Norfolk 17 member Andrew Heidelberg was born on November 6, 1943 in Norfolk, Virginia to Lena and Colonal Heidelberg. After desegregation rulings by federal judges in 1957 and 1959 against a fight led by Governor J. Lindsay Almond, Heidelberg began his education at Norview High School, five years after the U.S. Supreme Court ruling Brown v. Board of Education. At the age of fourteen, Heidelberg joined sixteen other African Americans selected out of the 151 who had applied to attend all-white schools. Split between three junior high and three high schools, The Norfolk 17 started Norfolk’s schools’ integration efforts in Virginia. In 1961 during his senior year, Heidelberg made the school football team and was the first African American to play varsity football at an all-white public school in Virginia and in the South. That same year, his team won the Eastern District championship for the State of Virginia and brought together black and white families alike.
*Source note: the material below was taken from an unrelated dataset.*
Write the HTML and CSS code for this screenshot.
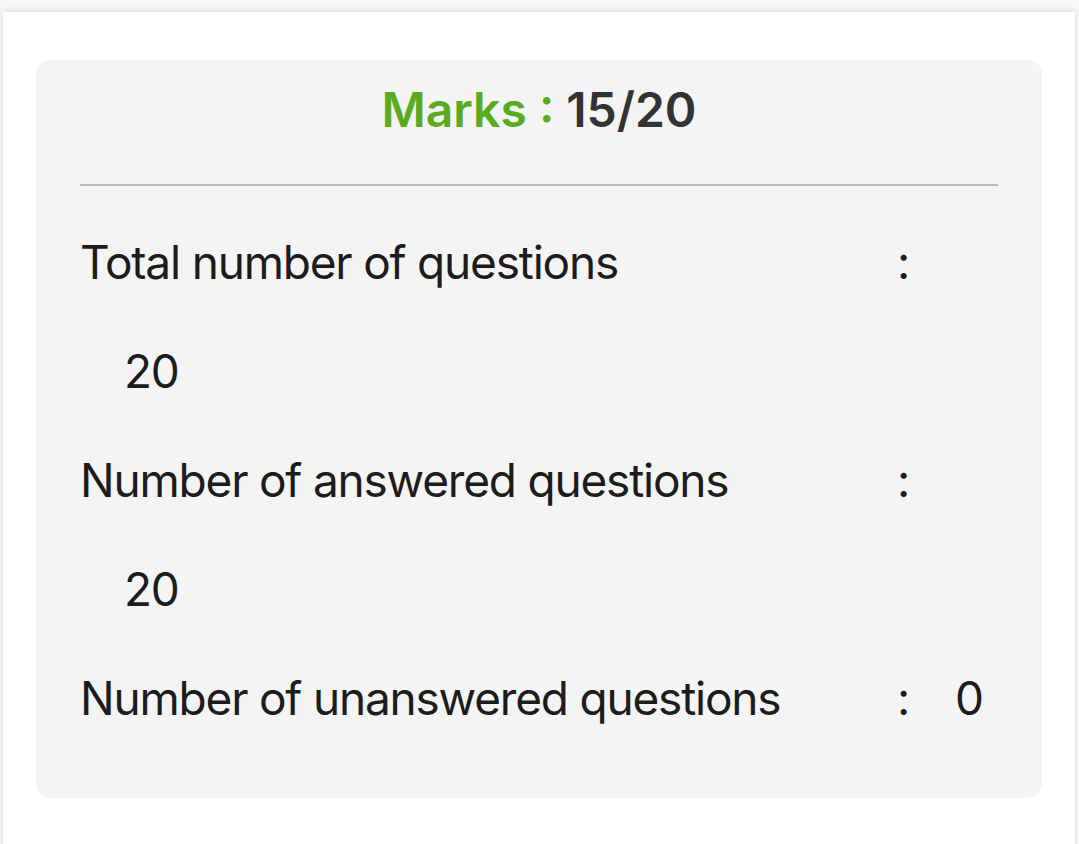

In 1967, Heidelberg entered the banking industry and worked at Industrial National Bank of Providence, Rhode Island. He became the bank’s first African American Branch Manager, Credit Officer, and Commercial Loan Officer before he left in 1976 to found Heidelberg, Clary & Associates, Inc. After the firm closed, Heidelberg worked at Barclays Bank of New York and Banco de Ponce-New York as a Vice President and Corporate Manager. In 2001, Heidelberg graduated from Norfolk State University with his B.S. degree in Interdisciplinary Studies. He went on to serve as Assistant Treasurer and Chief Deputy Treasurer for the City of Hampton in 2003. He returned to Norview High School in 2009 to commemorate the 50th anniversary of the end of “Massive Resistance” in Virginia.
Heidelberg was selected by Governor Mark Warner in 2005 to serve a two-year term as a member of the Brown v. Board of Education Scholarship Awards Committee. He was appointed to serve two additional consecutive two-year terms (through 2011) by Governor Tim Kaine. In 2006 he published his story in the book The Norfolk 17: A Personal Narrative on Desegregation in Norfolk, Virginia in 1958-1962. Heidelberg also finished writing a screenplay in 2009 based on the book The Colored Halfback scheduled for publication in 2010.
Heidelberg passed away on July 6, 2015 at the age of 71.
Andrew Heidelberg was interviewed by The HistoryMakers on May 10, 2010.